By about the middle of May, 1919, the Left Wing program had been adopted by the Socialist Party in Boston, Chicago, Cleveland, Detroit, Philadelphia, Kings and Queens Counties, N. Y., and Essex County, N. J. In Hudson County, N. J., the county committee referred it favorably to all the branches, and at the end of the month the New Jersey Convention of the party adopted it. In Chicago, J. Louis Engdahl, sentenced[C] to twenty years in Leavenworth prison, was reported to have been ousted from the organization, having been considered too conservative by the millionaire Socialist, William Bross Lloyd, and the latter's friends who controlled the Communist Propaganda League, the Left Wing faction of the local organization.

"The Call," May 8, 1919, publishes an interesting letter from one of its correspondents:

"It is not so much a question as to Left or Right Wing domination as it is a question of whether we are to have a united or divided party.

"I am not a Centrist, if that means to be in the center of the party as it is today. We must move to the Left--that is understood by all thinking, class-conscious Comrades, but we must move together, not, perhaps, as far as some of the hot-heads would like to have us--they fail to understand what an American Socialist Party should be, for they seem to think of New York City as the whole thing. If they could take a trip to Chicago and back they might find themselves moving toward the Right.

"No one wants to be where the stick-in-the-mud Rights are, either--that is, no one except them. The majority of us see the need for revolutionizing the party. What we don't see is any necessity of disrupting the party in the process. The master class would like to see that; in fact, they have been egging us on to fight among ourselves for the last two or three years, and we have blindly done the very thing that they want most we should do. They are laughing in their sleeves at us--poor boobs that we are."

On May 15, 1919, following the open fight against the Left Wing inaugurated by the New York State Committee and its Executive Committee, the Left Wing Locals of Boston, Cleveland and New York joined in a call for a National Conference of the Left Wing to convene in New York on June 21. This call opened with the following paragraph:

"The international situation and the crisis in the American Socialist Party; the sabotage the party bureaucracy has practised on the emergency national convention; the N. E. C. [National Executive Committee] aligning our party with the social-patriots at Berne, with the Congress of the Great Betrayal; the necessity of reconstructing our policy in accord with revolutionary events--all this and more, makes it necessary that the revolutionary forces in the Socialist Party get together for counsel and action."

Apparently so many bitter letters were sent to "The Call" that it found it expedient to publish the following notice in its edition of May 16, 1919:

"No letters dealing in personalities of any kind will be published in this column.

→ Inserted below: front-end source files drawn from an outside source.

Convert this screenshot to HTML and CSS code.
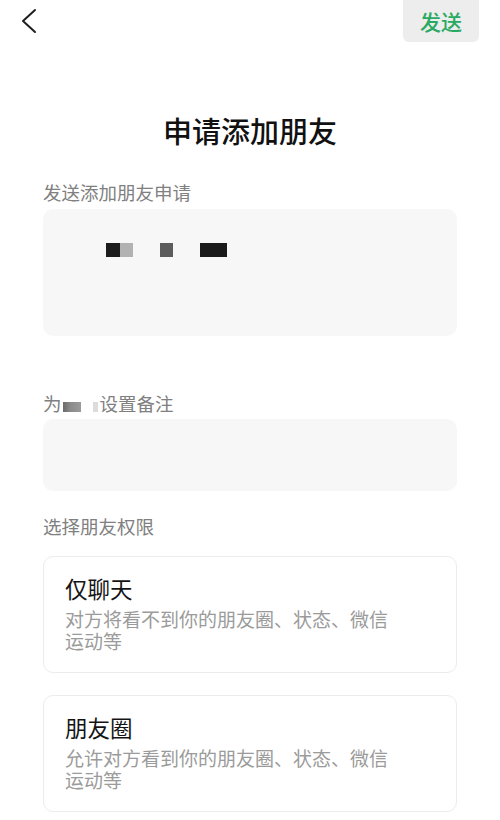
FILE: index.html
```html
<!DOCTYPE html>
<html lang="zh-CN">
<head>
<meta charset="utf-8">
<title>申请添加朋友</title>
<link rel="stylesheet" href="styles.css">
</head>
<body>
<header class="topbar">
  <div class="back">
    <svg width="16" height="26" viewBox="0 0 16 26"><polyline points="14,2 2,13 14,24" fill="none" stroke="#1e1e1e" stroke-width="2" stroke-linecap="round" stroke-linejoin="round"/></svg>
  </div>
  <div class="send">发送</div>
</header>
<main class="content">
  <h1 class="title">申请添加朋友</h1>
  <div class="label first">发送添加朋友申请</div>
  <div class="field big">
    <span class="blk blk-a"></span><span class="blk blk-b"></span><span class="blk blk-c"></span><span class="blk blk-d"></span>
  </div>
  <div class="label second">为<span class="mask mask-dark"></span><span class="mask mask-light"></span>设置备注</div>
  <div class="field small"></div>
  <div class="label third">选择朋友权限</div>
  <div class="option">
    <div class="opt-title">仅聊天</div>
    <div class="opt-desc">对方将看不到你的朋友圈、状态、微信运动等</div>
  </div>
  <div class="option second-opt">
    <div class="opt-title">朋友圈</div>
    <div class="opt-desc">允许对方看到你的朋友圈、状态、微信运动等</div>
  </div>
</main>
</body>
</html>
```
FILE: styles.css
```css
html, body {
  margin: 0;
  padding: 0;
  background: #ffffff;
  font-family: "Noto Sans CJK SC", "Noto Sans", sans-serif;
}

.topbar {
  height: 42px;
  display: flex;
  justify-content: space-between;
  align-items: flex-start;
}

.back {
  margin-left: 21px;
  margin-top: 8px;
  width: 16px;
  height: 26px;
}

.back svg {
  display: block;
}

.send {
  width: 76px;
  height: 42px;
  margin-right: 21px;
  background: #ededed;
  border-radius: 0 0 6px 6px;
  color: #28aa62;
  font-size: 21px;
  font-weight: 500;
  line-height: 42px;
  text-align: center;
}

.content {
  padding: 0 43px;
  display: flex;
  flex-direction: column;
}

.title {
  margin: 68px 0 0;
  font-size: 29px;
  line-height: 40px;
  font-weight: 500;
  color: #111111;
  text-align: center;
}

.label {
  font-size: 18.5px;
  line-height: 26px;
  color: #808080;
  display: flex;
  align-items: center;
}

.label.first { margin-top: 29px; }
.label.second { margin-top: 54px; }
.label.third { margin-top: 22px; }

.field {
  background: #f7f7f7;
  border-radius: 10px;
}

.field.big {
  margin-top: 4px;
  height: 127px;
  box-sizing: border-box;
  padding: 34px 0 0 63px;
  display: flex;
  align-items: flex-start;
}

.field.small {
  margin-top: 3px;
  height: 72px;
}

.blk {
  display: block;
  height: 14px;
}

.blk-a { width: 14px; background: #1c1c1c; }
.blk-b { width: 13px; background: #b2b2b2; }
.blk-c { width: 13px; background: #5c5c5c; margin-left: 27px; }
.blk-d { width: 27px; background: #1a1a1a; margin-left: 27px; }

.mask {
  display: inline-block;
  height: 10px;
  align-self: flex-end;
  margin-bottom: 4px;
}

.mask-dark {
  width: 18px;
  margin-left: 1px;
  background: linear-gradient(to right, #6a6a6a, #8a8a8a 40%, #9a9a9a);
}

.mask-light {
  width: 5px;
  margin-left: 12px;
  margin-right: 2px;
  background: #dcdcdc;
}

.option {
  margin-top: 17px;
  height: 117px;
  box-sizing: border-box;
  border: 1px solid #ececec;
  border-radius: 10px;
  padding: 16px 21px 0;
}

.option.second-opt {
  margin-top: 22px;
}

.opt-title {
  font-size: 22.5px;
  line-height: 30px;
  color: #141414;
}

.opt-desc {
  margin-top: 5px;
  font-size: 19px;
  line-height: 21.5px;
  color: #9b9b9b;
  max-width: 17.5em;
}
```
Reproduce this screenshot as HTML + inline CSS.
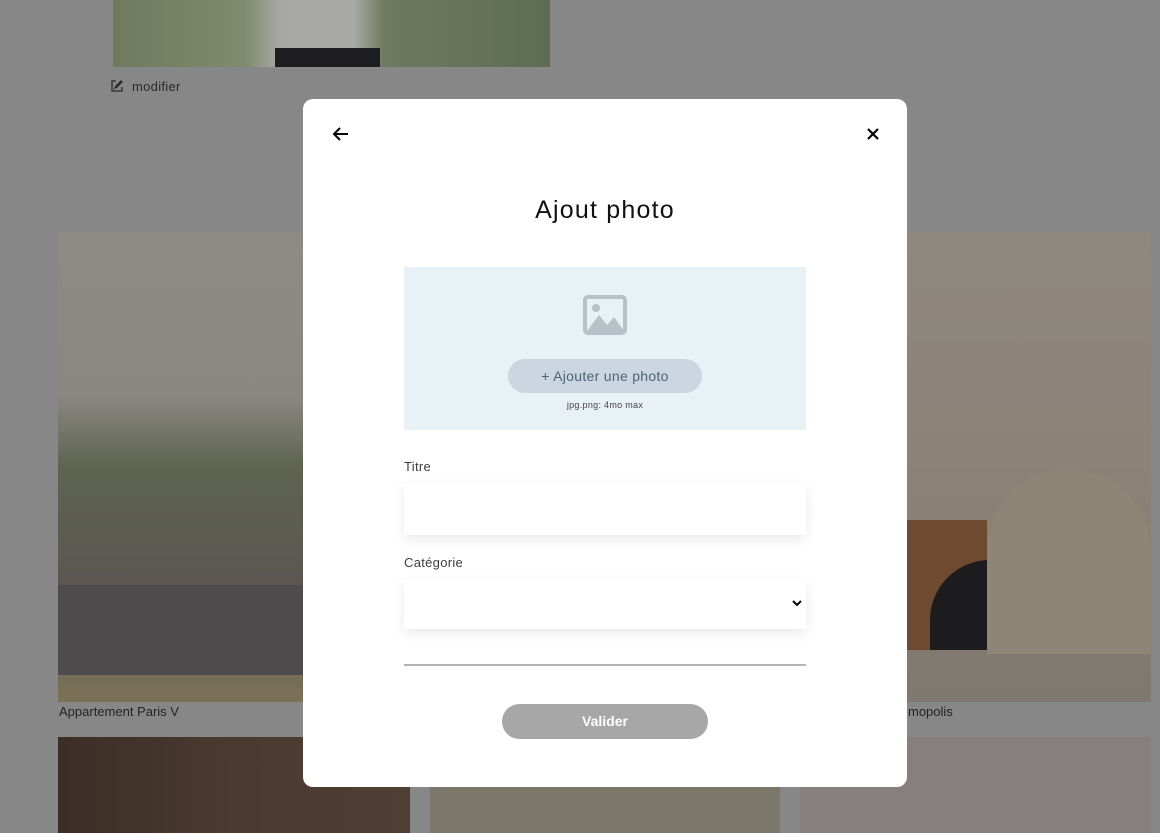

All views and all arguments set forth must be confined strictly to the principles and tactics either defended or attacked. This ruling is by the unanimous vote of the Board of Managers of 'The Call.'"

Morris Hillquit, member of the National Executive Committee of the Socialist Party till September, 1919, and one of the principle leaders of the Right, published in his paper, "The Call," May 21, 1919, a long article in large type, covering half of the editorial page, under the caption, "The Socialist Task and Outlook." After speaking of the gloomy conditions in the Socialist Party abroad, he thus comments on conditions in the American branch of the international organization:

"All the more unfortunate is it that the energies of the Socialist Party should at this time be dissipated in acrimonious and fruitless controversies brought on by the self-styled Left Wing movement. I am one of the last men in the party to ignore or misunderstand the sound revolutionary impulse which animates the rank and file of this new movement, but the specific form and direction which it has assumed, its program and tactics, spell disaster to our movement. I am opposed to it, not because it is too radical, but because it is essentially reactionary and non-Socialistic; not because it would lead us too far, but because it would lead us nowhere. To prate about the dictatorship of the proletariat and of workers' Soviets in the United States at this time is to deflect the Socialist propaganda from its realistic basis, and to advocate the abolition of all social reform planks in the party platform means to abandon the concrete class struggle as it presents itself from day to day.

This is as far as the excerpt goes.